### What you need to do
Will you write out the data exactly, excluding every picture?

═════ Information supplied ═════

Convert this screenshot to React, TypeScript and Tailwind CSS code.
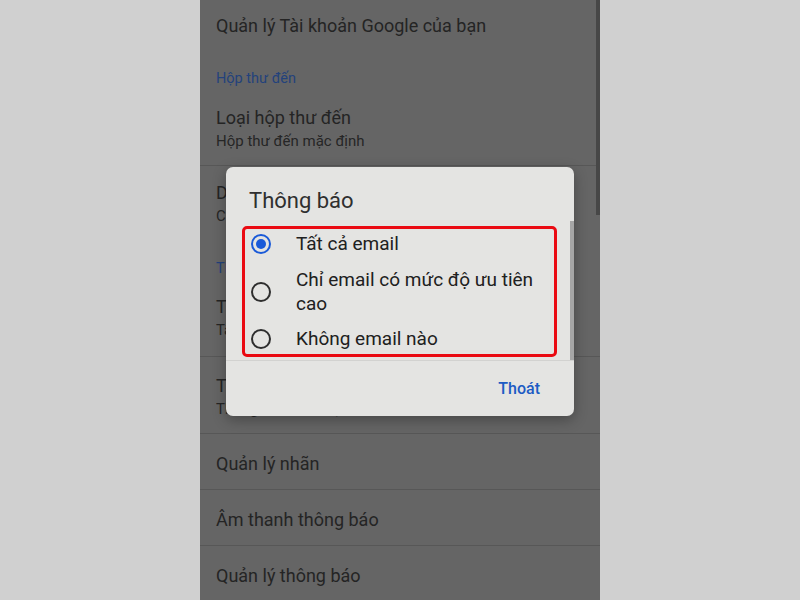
const font = { fontFamily: "Roboto, 'Noto Sans', sans-serif" };

type Choice = { label: string; checked?: boolean; gap: string };

const choices: Choice[] = [
  { label: "Tất cả email", checked: true, gap: "" },
  { label: "Chỉ email có mức độ ưu tiên cao", gap: "mt-[12px]" },
  { label: "Không email nào", gap: "mt-[11px]" },
];

const Radio = ({ checked }: { checked?: boolean }) =>
  checked ? (
    <span className="w-[20px] h-[20px] rounded-full border-2 border-[#1a5ad8] flex items-center justify-center shrink-0">
      <span className="w-[10px] h-[10px] rounded-full bg-[#1a5ad8]" />
    </span>
  ) : (
    <span className="w-[20px] h-[20px] rounded-full border-2 border-[#2e2e2e] shrink-0" />
  );

const TwoLine = ({ title, sub, pb = "pb-[13px]", border = true }: { title: string; sub: string; pb?: string; border?: boolean }) => (
  <div className={`px-4 pt-[17px] ${pb} ${border ? "border-b border-[#575757]" : ""}`}>
    <div className="text-[18px] leading-[24px] text-[#242424] whitespace-nowrap">{title}</div>
    <div className="text-[15px] leading-[22px] text-[#262626] whitespace-nowrap">{sub}</div>
  </div>
);

const OneLine = ({ title, border = true }: { title: string; border?: boolean }) => (
  <div className={`px-4 pt-[18px] pb-[13px] ${border ? "border-b border-[#575757]" : ""}`}>
    <div className="text-[18px] leading-[24px] text-[#242424]">{title}</div>
  </div>
);

const Header = ({ title }: { title: string }) => (
  <div className="px-4 pt-[20px] text-[14.5px] leading-[18px] text-[#23427c]">{title}</div>
);

export default function App() {
  return (
    <div className="w-[800px] h-[600px] flex justify-center bg-[#d0d0d0] overflow-hidden" style={font}>
      <div className="relative w-[400px] h-full bg-[#656565] overflow-hidden">
        {/* settings list behind the dialog */}
        <div className="h-[50px] px-4 flex items-center text-[18px] text-[#242424]">
          Quản lý Tài khoản Google của bạn
        </div>
        <Header title="Hộp thư đến" />
        <div className="pt-[1px]">
          <TwoLine title="Loại hộp thư đến" sub="Hộp thư đến mặc định" />
        </div>
        <div className="px-4 pt-[15px] pb-[13px]">
          <div className="text-[18px] leading-[24px] text-[#242424]">Danh mục hộp thư đến</div>
          <div className="text-[15px] leading-[22px] text-[#262626]">Chính, Mạng xã hội</div>
        </div>
        <Header title="Thông báo" />
        <TwoLine title="Thông báo" sub="Tất cả" pb="pb-[15px]" />
        <TwoLine title="Thông báo hộp thư đến" sub="Thông báo cho mọi thư" />
        <OneLine title="Quản lý nhãn" />
        <OneLine title="Âm thanh thông báo" />
        <OneLine title="Quản lý thông báo" border={false} />

        {/* page scrollbar */}
        <div className="absolute right-0 top-0 w-[4px] h-[215px] bg-[#474747]" />

        {/* notifications dialog */}
        <div className="absolute left-[26px] top-[167px] w-[348px] h-[249px] bg-[#e4e4e2] rounded-[7px] shadow-[0_4px_14px_rgba(0,0,0,0.3)] flex flex-col">
          <div className="pl-[23px] pt-[21px] h-[54px] text-[22px] leading-[26px] text-[#2f2f2f]">Thông báo</div>
          <div className="relative h-[140px] border-b border-[#d2d2d0] pl-[16px] pt-[5px]">
            <div className="w-[315px] border-[3px] border-[#ea0a12] rounded-[5px] pl-[6px] pt-[3px] pb-[3px] flex flex-col">
              {choices.map((c) => (
                <div key={c.label} className={`flex items-center ${c.gap}`}>
                  <div className="w-[45px] flex">
                    <Radio checked={c.checked} />
                  </div>
                  <div className="w-[250px] text-[19px] leading-[24px] text-[#202020]">{c.label}</div>
                </div>
              ))}
            </div>
            <div className="absolute right-0 top-0 w-[4px] h-full bg-[#a6a6a6]" />
          </div>
          <div className="flex-1 flex items-center justify-end pr-[34px]">
            <span className="text-[16px] font-medium text-[#1c5bc4]">Thoát</span>
          </div>
        </div>
      </div>
    </div>
  );
}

═════

### Answer to this exercise
Convert this screenshot to React, TypeScript and Tailwind CSS code.
const font = { fontFamily: "Roboto, 'Noto Sans', sans-serif" };

type Choice = { label: string; checked?: boolean; gap: string };

const choices: Choice[] = [
  { label: "Tất cả email", checked: true, gap: "" },
  { label: "Chỉ email có mức độ ưu tiên cao", gap: "mt-[12px]" },
  { label: "Không email nào", gap: "mt-[11px]" },
];

const Radio = ({ checked }: { checked?: boolean }) =>
  checked ? (
    <span className="w-[20px] h-[20px] rounded-full border-2 border-[#1a5ad8] flex items-center justify-center shrink-0">
      <span className="w-[10px] h-[10px] rounded-full bg-[#1a5ad8]" />
    </span>
  ) : (
    <span className="w-[20px] h-[20px] rounded-full border-2 border-[#2e2e2e] shrink-0" />
  );

const TwoLine = ({ title, sub, pb = "pb-[13px]", border = true }: { title: string; sub: string; pb?: string; border?: boolean }) => (
  <div className={`px-4 pt-[17px] ${pb} ${border ? "border-b border-[#575757]" : ""}`}>
    <div className="text-[18px] leading-[24px] text-[#242424] whitespace-nowrap">{title}</div>
    <div className="text-[15px] leading-[22px] text-[#262626] whitespace-nowrap">{sub}</div>
  </div>
);

const OneLine = ({ title, border = true }: { title: string; border?: boolean }) => (
  <div className={`px-4 pt-[18px] pb-[13px] ${border ? "border-b border-[#575757]" : ""}`}>
    <div className="text-[18px] leading-[24px] text-[#242424]">{title}</div>
  </div>
);

const Header = ({ title }: { title: string }) => (
  <div className="px-4 pt-[20px] text-[14.5px] leading-[18px] text-[#23427c]">{title}</div>
);

export default function App() {
  return (
    <div className="w-[800px] h-[600px] flex justify-center bg-[#d0d0d0] overflow-hidden" style={font}>
      <div className="relative w-[400px] h-full bg-[#656565] overflow-hidden">
        {/* settings list behind the dialog */}
        <div className="h-[50px] px-4 flex items-center text-[18px] text-[#242424]">
          Quản lý Tài khoản Google của bạn
        </div>
        <Header title="Hộp thư đến" />
        <div className="pt-[1px]">
          <TwoLine title="Loại hộp thư đến" sub="Hộp thư đến mặc định" />
        </div>
        <div className="px-4 pt-[15px] pb-[13px]">
          <div className="text-[18px] leading-[24px] text-[#242424]">Danh mục hộp thư đến</div>
          <div className="text-[15px] leading-[22px] text-[#262626]">Chính, Mạng xã hội</div>
        </div>
        <Header title="Thông báo" />
        <TwoLine title="Thông báo" sub="Tất cả" pb="pb-[15px]" />
        <TwoLine title="Thông báo hộp thư đến" sub="Thông báo cho mọi thư" />
        <OneLine title="Quản lý nhãn" />
        <OneLine title="Âm thanh thông báo" />
        <OneLine title="Quản lý thông báo" border={false} />

        {/* page scrollbar */}
        <div className="absolute right-0 top-0 w-[4px] h-[215px] bg-[#474747]" />

        {/* notifications dialog */}
        <div className="absolute left-[26px] top-[167px] w-[348px] h-[249px] bg-[#e4e4e2] rounded-[7px] shadow-[0_4px_14px_rgba(0,0,0,0.3)] flex flex-col">
          <div className="pl-[23px] pt-[21px] h-[54px] text-[22px] leading-[26px] text-[#2f2f2f]">Thông báo</div>
          <div className="relative h-[140px] border-b border-[#d2d2d0] pl-[16px] pt-[5px]">
            <div className="w-[315px] border-[3px] border-[#ea0a12] rounded-[5px] pl-[6px] pt-[3px] pb-[3px] flex flex-col">
              {choices.map((c) => (
                <div key={c.label} className={`flex items-center ${c.gap}`}>
                  <div className="w-[45px] flex">
                    <Radio checked={c.checked} />
                  </div>
                  <div className="w-[250px] text-[19px] leading-[24px] text-[#202020]">{c.label}</div>
                </div>
              ))}
            </div>
            <div className="absolute right-0 top-0 w-[4px] h-full bg-[#a6a6a6]" />
          </div>
          <div className="flex-1 flex items-center justify-end pr-[34px]">
            <span className="text-[16px] font-medium text-[#1c5bc4]">Thoát</span>
          </div>
        </div>
      </div>
    </div>
  );
}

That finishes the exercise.